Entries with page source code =
+ + +

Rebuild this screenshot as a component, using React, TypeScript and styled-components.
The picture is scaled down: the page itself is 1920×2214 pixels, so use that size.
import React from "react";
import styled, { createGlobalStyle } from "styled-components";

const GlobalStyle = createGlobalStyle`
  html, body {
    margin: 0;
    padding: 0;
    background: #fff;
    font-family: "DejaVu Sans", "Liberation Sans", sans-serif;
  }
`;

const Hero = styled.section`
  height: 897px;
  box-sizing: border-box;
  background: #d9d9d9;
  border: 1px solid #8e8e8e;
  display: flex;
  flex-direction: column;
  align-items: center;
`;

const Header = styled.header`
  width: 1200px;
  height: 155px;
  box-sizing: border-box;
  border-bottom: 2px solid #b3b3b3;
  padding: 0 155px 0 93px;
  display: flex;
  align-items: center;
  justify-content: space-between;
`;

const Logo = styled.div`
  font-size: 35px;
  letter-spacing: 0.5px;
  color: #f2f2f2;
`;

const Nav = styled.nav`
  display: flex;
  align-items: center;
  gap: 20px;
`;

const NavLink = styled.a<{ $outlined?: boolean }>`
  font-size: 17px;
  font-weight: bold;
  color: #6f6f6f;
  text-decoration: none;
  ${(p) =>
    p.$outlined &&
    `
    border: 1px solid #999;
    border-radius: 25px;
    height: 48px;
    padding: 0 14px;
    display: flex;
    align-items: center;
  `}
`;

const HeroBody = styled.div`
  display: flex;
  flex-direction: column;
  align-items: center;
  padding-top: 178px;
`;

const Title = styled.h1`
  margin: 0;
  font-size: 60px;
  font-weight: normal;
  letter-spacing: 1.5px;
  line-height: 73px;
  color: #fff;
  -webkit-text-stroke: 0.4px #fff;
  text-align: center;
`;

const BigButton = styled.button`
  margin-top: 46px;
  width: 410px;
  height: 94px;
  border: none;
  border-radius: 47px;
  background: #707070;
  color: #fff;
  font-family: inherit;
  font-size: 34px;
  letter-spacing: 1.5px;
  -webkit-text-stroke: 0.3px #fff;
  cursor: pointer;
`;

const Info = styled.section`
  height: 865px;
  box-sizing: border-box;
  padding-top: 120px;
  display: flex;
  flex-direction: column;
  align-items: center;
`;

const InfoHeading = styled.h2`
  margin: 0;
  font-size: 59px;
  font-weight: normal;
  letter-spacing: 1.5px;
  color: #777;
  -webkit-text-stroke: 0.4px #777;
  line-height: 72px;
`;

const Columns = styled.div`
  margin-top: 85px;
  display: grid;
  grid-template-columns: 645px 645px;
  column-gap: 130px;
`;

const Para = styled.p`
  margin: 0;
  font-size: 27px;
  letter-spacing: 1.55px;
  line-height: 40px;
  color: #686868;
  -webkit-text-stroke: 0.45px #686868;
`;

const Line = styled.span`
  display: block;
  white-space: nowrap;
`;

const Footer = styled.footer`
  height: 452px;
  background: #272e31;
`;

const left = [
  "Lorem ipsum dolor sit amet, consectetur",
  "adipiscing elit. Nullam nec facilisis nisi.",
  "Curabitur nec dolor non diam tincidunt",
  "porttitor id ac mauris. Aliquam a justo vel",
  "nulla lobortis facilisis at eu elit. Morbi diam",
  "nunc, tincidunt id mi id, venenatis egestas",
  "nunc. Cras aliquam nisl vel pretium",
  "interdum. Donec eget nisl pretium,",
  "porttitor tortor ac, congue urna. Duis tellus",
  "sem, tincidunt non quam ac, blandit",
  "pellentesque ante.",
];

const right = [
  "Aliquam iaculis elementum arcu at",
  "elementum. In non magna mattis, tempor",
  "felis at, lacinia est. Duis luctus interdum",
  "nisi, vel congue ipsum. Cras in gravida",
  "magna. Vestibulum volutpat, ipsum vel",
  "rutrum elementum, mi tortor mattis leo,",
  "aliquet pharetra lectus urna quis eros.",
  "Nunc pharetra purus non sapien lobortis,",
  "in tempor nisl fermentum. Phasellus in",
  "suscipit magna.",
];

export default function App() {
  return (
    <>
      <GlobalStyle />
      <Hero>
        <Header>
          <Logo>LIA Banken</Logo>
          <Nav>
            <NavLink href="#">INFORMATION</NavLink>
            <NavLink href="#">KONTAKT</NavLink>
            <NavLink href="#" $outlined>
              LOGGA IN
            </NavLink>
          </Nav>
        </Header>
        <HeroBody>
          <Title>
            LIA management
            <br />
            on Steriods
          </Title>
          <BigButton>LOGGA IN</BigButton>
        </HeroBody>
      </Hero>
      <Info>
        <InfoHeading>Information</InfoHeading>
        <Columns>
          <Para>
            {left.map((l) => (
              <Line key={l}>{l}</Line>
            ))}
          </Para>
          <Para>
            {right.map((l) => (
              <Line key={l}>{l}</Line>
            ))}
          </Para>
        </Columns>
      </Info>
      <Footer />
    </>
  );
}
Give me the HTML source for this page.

+ + +

Exercise prompt = Exactly how many lines contain "React"? State the number and nothing else.

Output below = 2